A soberania é uma noção que implica domínio supremo, e etimologicamente parece-me mesmo a menos indicada na tríade ‘nação, pátria e soberania’, que eu escolheria por esta ordem.
A ‘soberania limitada’ é uma expressão que ficou historicamente ligada ao imperialismo soviético quando primeiro foi invocada na invasão da Checoslováquia e que perdura hoje na invasão da Ucrânia, mas a ideia essencial que temos de reter é que, na moderna arquitectura constitucional, todo o poder, toda a soberania, deve ter limites ou, se quisermos, para afastar a conotação imperial soviética, fronteiras.
Há lugar para diversas esferas de competência, locais, regionais, nacionais, transnacionais, internacionais ou mundiais, e em cada esfera há igualmente lugar para a divisão de poderes numa definição que nunca será imune a conflitos, mas que não tem de assumir a passagem de tanques pelas fronteiras.
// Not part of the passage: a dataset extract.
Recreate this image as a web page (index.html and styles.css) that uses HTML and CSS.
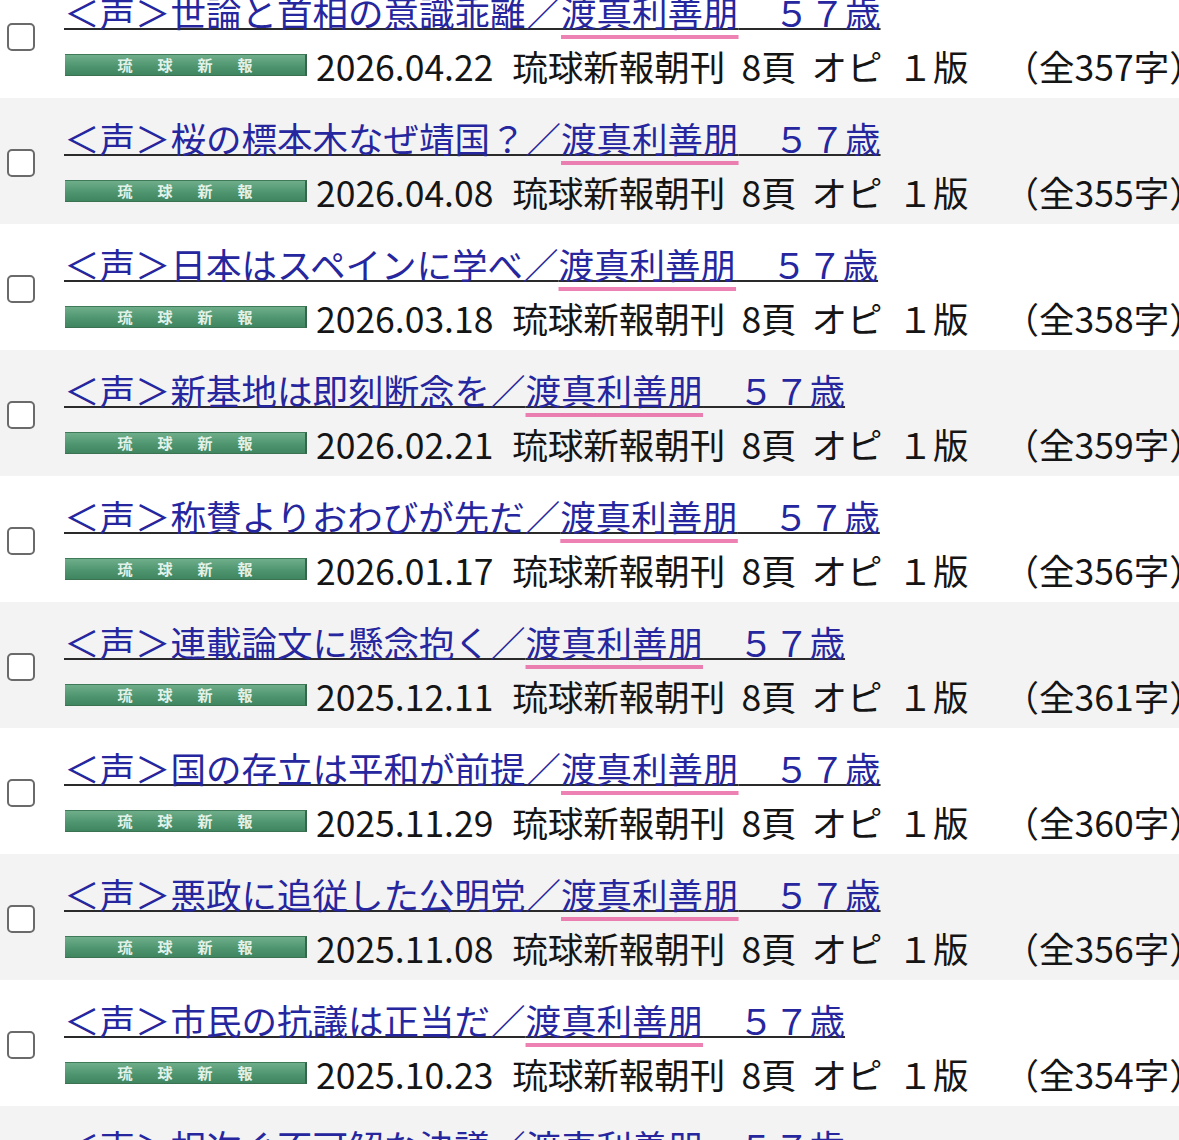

O encontro do lugar de cada um com respeito pelo lugar dos outros é um processo complexo que não pode ser feito ao ritmo de slogans redutores e conceitos maximalistas.
Aquilo que é fundamental é não ser armadilhado por quem em nome de um conceito ilimitado, seja o de soberania, pátria ou nação, mas pode ser também o da Europa ou da comunidade internacional, promova uma agenda fanática de desrespeito por valores e pessoas, e defender antes valores e acções que estimamos louváveis em função do ser humano em qualquer das esferas em que nos movemos.